Tepperman regularly conducts interviews with global leaders for Foreign Policy, Foreign Affairs, and the Halifax International Security Forum. Recent interviewees include Syrian President Bashar al-Assad, Japanese Prime Minister Shinzo Abe, Brazilian President Luiz Inacio Lula da Silva, Mexican President Enrique Peña Nieto, Turkish President Abdullah Gül, Israeli Prime Minister Ehud Barak, and US Senator John McCain.

In 2016, Tepperman delivered a TED Talk on the risky politics of progress.

In 2021, Tepperman delivered a seminar, in conjunction with the International Republican Institute (IRI) titled China and the Global Fight for Democracy. It featured many speakers, including Senator Dan Sullivan of Alaska, Congressmen Adam Kinzinger of Illinois and Tom Malinowski of New Jersey, IRI officials (Senior Advisor David O. Shullman and President Daniel Twining) and academic experts Emmanuel Matambo, a Senior Researcher at the University of Johannesburg Centre for African-China Studies and Nadège Rolland, a Senior Fellow of Political and Security Affairs at the National Bureau of Asian Research.

Tepperman is a member of the Council on Foreign Relations and a fellow of the New York Institute for the Humanities.

==The Fix==
In September 2016, Tepperman published The Fix: How Nations Survive and Thrive in a World in Decline. The book reveals often-overlooked good news stories in public policy, identifying ten pervasive and seemingly impossible challenges—including immigration reform, economic stagnation, political gridlock, corruption, and Islamic terrorism—and shows that, contrary to the general consensus, “each of these problems has a solution, and not just a theoretical one... They’ve all been tried, and they work. The trick is knowing where to look for them.”

The New York Times Book Review called it “An indispensable handbook. . . . Smart and agile. . . . The timing of this book could not be better. . . . Tepperman goes into impressive detail in each case study and delivers assessments in clear, pared-down prose.” The book was on the Financial Times “Best Business Books of 2016 Longlist” and was a Kirkus Starred Review.
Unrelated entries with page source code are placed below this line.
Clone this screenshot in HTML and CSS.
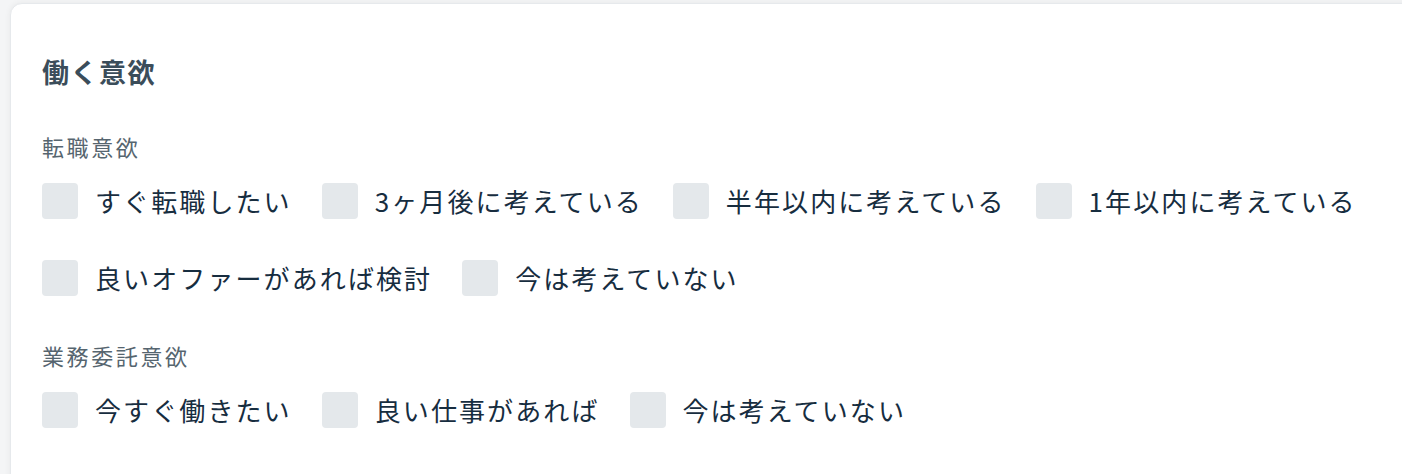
FILE: index.html
```html
<!DOCTYPE html>
<html lang="ja">
<head>
<meta charset="utf-8">
<title>働く意欲</title>
<link rel="stylesheet" href="styles.css">
</head>
<body>
<div class="page">
  <section class="card">
    <h2 class="card-title">働く意欲</h2>
    <div class="group">
      <div class="group-label">転職意欲</div>
      <div class="options">
        <label class="option"><span class="box"></span><span class="text">すぐ転職したい</span></label>
        <label class="option"><span class="box"></span><span class="text">3ヶ月後に考えている</span></label>
        <label class="option"><span class="box"></span><span class="text">半年以内に考えている</span></label>
        <label class="option"><span class="box"></span><span class="text">1年以内に考えている</span></label>
        <label class="option"><span class="box"></span><span class="text">良いオファーがあれば検討</span></label>
        <label class="option"><span class="box"></span><span class="text">今は考えていない</span></label>
      </div>
    </div>
    <div class="group">
      <div class="group-label">業務委託意欲</div>
      <div class="options">
        <label class="option"><span class="box"></span><span class="text">今すぐ働きたい</span></label>
        <label class="option"><span class="box"></span><span class="text">良い仕事があれば</span></label>
        <label class="option"><span class="box"></span><span class="text">今は考えていない</span></label>
      </div>
    </div>
  </section>
</div>
</body>
</html>
```

FILE: styles.css
```css
html, body {
  margin: 0;
  padding: 0;
}
body {
  background: #f4f5f6;
  overflow: hidden;
  font-family: "Noto Sans CJK JP", "Noto Sans", sans-serif;
}
.page {
  padding: 3px 0 0 10px;
}
.card {
  background: #ffffff;
  border: 1px solid #e6e9ec;
  border-radius: 12px;
  box-shadow: 0 0 6px rgba(0, 0, 0, 0.06);
  padding: 50px 32px 60px 31px;
  margin-right: -30px;
}
.card-title {
  margin: 0 0 41px 0;
  font-size: 27px;
  line-height: 36px;
  font-weight: 700;
  letter-spacing: 1.5px;
  color: #3b4d5a;
}
.group + .group {
  margin-top: 44px;
}
.group-label {
  font-size: 22px;
  line-height: 30px;
  letter-spacing: 2.6px;
  color: #56656f;
  margin-bottom: 22px;
}
.options {
  display: flex;
  flex-wrap: wrap;
  row-gap: 41px;
  column-gap: 30px;
}
.option {
  display: flex;
  align-items: center;
  height: 36px;
}
.box {
  width: 36px;
  height: 36px;
  border-radius: 4px;
  background: #e4e8eb;
  flex: none;
}
.text {
  margin-left: 17px;
  font-size: 26px;
  line-height: 36px;
  letter-spacing: 2.1px;
  color: #172d3f;
}
```
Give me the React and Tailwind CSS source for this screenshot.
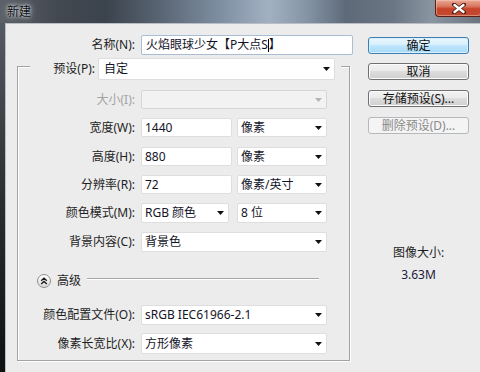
import React from "react";

const Tri = ({ c = "#111" }) => (
  <svg width="7" height="4" viewBox="0 0 7 4" className="shrink-0">
    <polygon points="0,0 7,0 3.5,4" fill={c} />
  </svg>
);

const Input = ({ w, h = "h-[19px]", children }) => (
  <div className={`${w} ${h} flex items-center bg-white border border-[#dedede] rounded-[2px] pl-[3px] text-[12px] leading-[14px] text-[#141428]`}>
    {children}
  </div>
);

const Select = ({ w, h = "h-[19px]", children, disabled }) => (
  <div
    className={`${w} ${h} flex items-center justify-between border rounded-[2px] pl-[3px] pr-[4px] text-[12px] leading-[14px] text-[#141428] ${
      disabled ? "bg-[#f2f2f2] border-[#d6d6d6]" : "bg-white border-[#dedede]"
    }`}
  >
    <span>{children}</span>
    <Tri c={disabled ? "#b4b4b4" : "#111"} />
  </div>
);

const Label = ({ w = "w-[118px]", children, disabled }) => (
  <div className={`${w} shrink-0 text-right pr-[1px] text-[12px] leading-[14px] ${disabled ? "text-[#a3a3a3]" : "text-[#1e1e1e]"}`}>
    {children}
  </div>
);

const Btn = ({ children, kind = "normal", mt }) => {
  const cls =
    kind === "default"
      ? "border-[#3c7fb1] bg-[linear-gradient(to_bottom,#eaf6fd_0%,#d9f0fc_45%,#bee6fd_50%,#a7d9f5_100%)] shadow-[inset_0_0_0_1px_#d8f0fb] text-[#111]"
      : kind === "disabled"
      ? "border-[#b5b9bc] bg-[#f4f4f4] text-[#8a8a8a]"
      : "border-[#707070] bg-[linear-gradient(to_bottom,#f2f2f2_0%,#ebebeb_45%,#dddddd_50%,#cfcfcf_100%)] shadow-[inset_0_0_0_1px_#fbfbfb] text-[#111]";
  return (
    <div className={`${mt} w-[101px] h-[17px] border rounded-[3px] flex items-center justify-center text-[12px] leading-[14px] ${cls}`}>
      {children}
    </div>
  );
};

export default function App() {
  return (
    <div className="w-[480px] h-[372px] overflow-hidden flex flex-col font-['Noto_Sans','Noto_Sans_CJK_SC',sans-serif] bg-[#1a1c1f]">
      {/* title bar */}
      <div className="h-[23px] shrink-0 flex items-start bg-[linear-gradient(to_right,#5c6168_0%,#434951_12%,#3b434d_22%,#5b6775_34%,#7f8fa2_46%,#a2b1c2_56%,#8494a6_64%,#5e6a78_72%,#6a7683_82%,#8a95a2_90%,#6c747e_100%)]">
        <div className="ml-[7px] mt-[5px] text-[12px] leading-[14px] text-[#111] [text-shadow:0_0_6px_#dfe6ee,0_0_3px_#dfe6ee]">
          新建
        </div>
        <div className="ml-auto mr-[-2px] w-[47px] h-[17px] rounded-b-[4px] border border-t-0 border-[#5b1f14] bg-[linear-gradient(to_bottom,#e9a995_0%,#d9765e_40%,#c7432a_55%,#c24b31_100%)] shadow-[inset_0_0_0_1px_rgba(255,210,200,0.45)] flex items-center justify-center">
          <svg width="14" height="11" viewBox="0 0 14 11">
            <path d="M2 1.5 L12 9.5 M12 1.5 L2 9.5" stroke="#4a1a10" strokeWidth="4" strokeLinecap="round" />
            <path d="M2.5 2 L11.5 9 M11.5 2 L2.5 9" stroke="#ffffff" strokeWidth="2.4" strokeLinecap="round" />
          </svg>
        </div>
      </div>

      <div className="flex flex-1">
        {/* left frame */}
        <div className="w-[5px] shrink-0 bg-[linear-gradient(to_bottom,#555b62_0%,#2b2e32_50%,#0f1011_100%)]" />
        {/* client */}
        <div className="flex-1 flex bg-[#ececec] border-l border-t border-[#b9bec4]">
          {/* left column */}
          <div className="w-[349px] shrink-0 flex flex-col">
            {/* name row */}
            <div className="mt-[11px] flex items-center">
              <Label w="w-[130px]">名称(N):</Label>
              <div className="ml-[5px] w-[212px] h-[20px] flex items-center bg-white border border-[#a9bdd3] rounded-[2px] pl-[4px] text-[12px] leading-[14px] text-[#141428]">
                火焰眼球少女【P大点S
                <span className="inline-block w-[1px] h-[13px] bg-black" />】
              </div>
            </div>

            {/* group box */}
            <div className="ml-[11px] mt-[11px] w-[333px] h-[295px] border border-[#a3a3a3] shadow-[1px_1px_0_#ffffff,inset_1px_1px_0_#ffffff] flex flex-col">
              {/* preset legend row */}
              <div className="-mt-[9px] ml-[12px] self-start flex items-center bg-[#ececec] pr-[6px]">
                <Label w="w-[66px]">预设(P):</Label>
                <div className="ml-[2px]">
                  <Select w="w-[237px]" h="h-[22px]">
                    <span className="pl-[2px]">自定</span>
                  </Select>
                </div>
              </div>

              <div className="mt-[10px] flex items-center">
                <Label disabled>大小(I):</Label>
                <div className="ml-[5px]">
                  <Select w="w-[186px]" disabled />
                </div>
              </div>

              <div className="mt-[9px] flex items-center">
                <Label>宽度(W):</Label>
                <div className="ml-[5px] flex gap-[5px]">
                  <Input w="w-[91px]">1440</Input>
                  <Select w="w-[90px]">像素</Select>
                </div>
              </div>

              <div className="mt-[10px] flex items-center">
                <Label>高度(H):</Label>
                <div className="ml-[5px] flex gap-[5px]">
                  <Input w="w-[91px]">880</Input>
                  <Select w="w-[90px]">像素</Select>
                </div>
              </div>

              <div className="mt-[9px] flex items-center">
                <Label>分辨率(R):</Label>
                <div className="ml-[5px] flex gap-[5px]">
                  <Input w="w-[91px]">72</Input>
                  <Select w="w-[90px]">像素/英寸</Select>
                </div>
              </div>

              <div className="mt-[9px] flex items-center">
                <Label>颜色模式(M):</Label>
                <div className="ml-[5px] flex gap-[8px]">
                  <Select w="w-[88px]" h="h-[20px]">RGB 颜色</Select>
                  <Select w="w-[90px]" h="h-[20px]">8 位</Select>
                </div>
              </div>

              <div className="mt-[9px] flex items-center">
                <Label>背景内容(C):</Label>
                <div className="ml-[5px]">
                  <Select w="w-[186px]" h="h-[20px]">背景色</Select>
                </div>
              </div>

              {/* advanced */}
              <div className="mt-[21px] h-[15px] flex items-center">
                <div className="ml-[19px] w-[14px] h-[14px] rounded-full border border-[#8e8e8e] bg-[linear-gradient(to_bottom,#ffffff,#dadada)] flex items-center justify-center">
                  <svg width="8" height="8" viewBox="0 0 8 8">
                    <path d="M1.2 3.8 L4 1.2 L6.8 3.8 M1.2 7 L4 4.4 L6.8 7" stroke="#1a1a1a" strokeWidth="1.3" fill="none" />
                  </svg>
                </div>
                <div className="ml-[6px] text-[12px] leading-[14px] text-[#1e1e1e]">高级</div>
                <div className="ml-[6px] w-[232px] h-[2px] -mt-[3px] border-t border-[#a8a8a8] border-b border-b-white" />
              </div>

              <div className="mt-[17px] flex items-center">
                <Label>颜色配置文件(O):</Label>
                <div className="ml-[5px]">
                  <Select w="w-[186px]" h="h-[20px]">sRGB IEC61966-2.1</Select>
                </div>
              </div>

              <div className="mt-[8px] flex items-center">
                <Label>像素长宽比(X):</Label>
                <div className="ml-[5px]">
                  <Select w="w-[186px]" h="h-[21px]">方形像素</Select>
                </div>
              </div>
            </div>
          </div>

          {/* right column */}
          <div className="ml-[13px] w-[101px] flex flex-col">
            <Btn kind="default" mt="mt-[13px]">确定</Btn>
            <Btn mt="mt-[9px]">取消</Btn>
            <Btn mt="mt-[10px]">存储预设(S)...</Btn>
            <Btn kind="disabled" mt="mt-[10px]">删除预设(D)...</Btn>
            <div className="mt-[112px] text-center text-[12px] leading-[14px] text-[#1e1e1e]">图像大小:</div>
            <div className="mt-[8px] text-center text-[12px] leading-[14px] text-[#1c2040]">3.63M</div>
          </div>
        </div>
      </div>
    </div>
  );
}
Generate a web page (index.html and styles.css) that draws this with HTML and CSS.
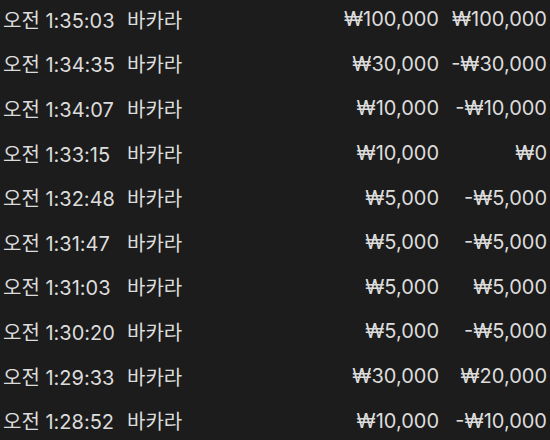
FILE: index.html
```html
<!DOCTYPE html>
<html lang="ko">
<head>
<meta charset="utf-8">
<link rel="stylesheet" href="styles.css">
</head>
<body>
<div class="list">
  <div class="row"><span class="time">오전 1:35:03</span><span class="game">바카라</span><span class="bet">₩100,000</span><span class="result">₩100,000</span></div>
  <div class="row"><span class="time">오전 1:34:35</span><span class="game">바카라</span><span class="bet">₩30,000</span><span class="result">-₩30,000</span></div>
  <div class="row"><span class="time">오전 1:34:07</span><span class="game">바카라</span><span class="bet">₩10,000</span><span class="result">-₩10,000</span></div>
  <div class="row"><span class="time">오전 1:33:15</span><span class="game">바카라</span><span class="bet">₩10,000</span><span class="result">₩0</span></div>
  <div class="row"><span class="time">오전 1:32:48</span><span class="game">바카라</span><span class="bet">₩5,000</span><span class="result">-₩5,000</span></div>
  <div class="row"><span class="time">오전 1:31:47</span><span class="game">바카라</span><span class="bet">₩5,000</span><span class="result">-₩5,000</span></div>
  <div class="row"><span class="time">오전 1:31:03</span><span class="game">바카라</span><span class="bet">₩5,000</span><span class="result">₩5,000</span></div>
  <div class="row"><span class="time">오전 1:30:20</span><span class="game">바카라</span><span class="bet">₩5,000</span><span class="result">-₩5,000</span></div>
  <div class="row"><span class="time">오전 1:29:33</span><span class="game">바카라</span><span class="bet">₩30,000</span><span class="result">₩20,000</span></div>
  <div class="row"><span class="time">오전 1:28:52</span><span class="game">바카라</span><span class="bet">₩10,000</span><span class="result">-₩10,000</span></div>
</div>
</body>
</html>
```
FILE: styles.css
```css
html, body {
  margin: 0;
  padding: 0;
  background: #1c1c1c;
  overflow: hidden;
}
body {
  width: 550px;
  height: 440px;
  font-family: Inter, "Noto Sans CJK KR", sans-serif;
  font-size: 20px;
  color: #dcdcdc;
}
.list {
  margin-top: -3px;
  padding: 0 3px;
}
.row {
  display: grid;
  grid-template-columns: 124px 1fr 130px 108px;
  height: 44.6px;
  align-items: center;
  white-space: nowrap;
}
.bet, .result {
  text-align: right;
}
```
==Support for George Floyd protests==
On June 14, 2020, Tepperman, in the capacity of editor-in-chief of Foreign Policy, sent an e-mail to subscribers to the publication promoting support for "social justice". The message begins with the statement "George Floyd’s killing in Minneapolis police custody on May 25 has sparked an urgent national and global conversation about racism and how to address it. This discussion is long overdue.", and ends with "We are all in this together, and only together can we drive the necessary change."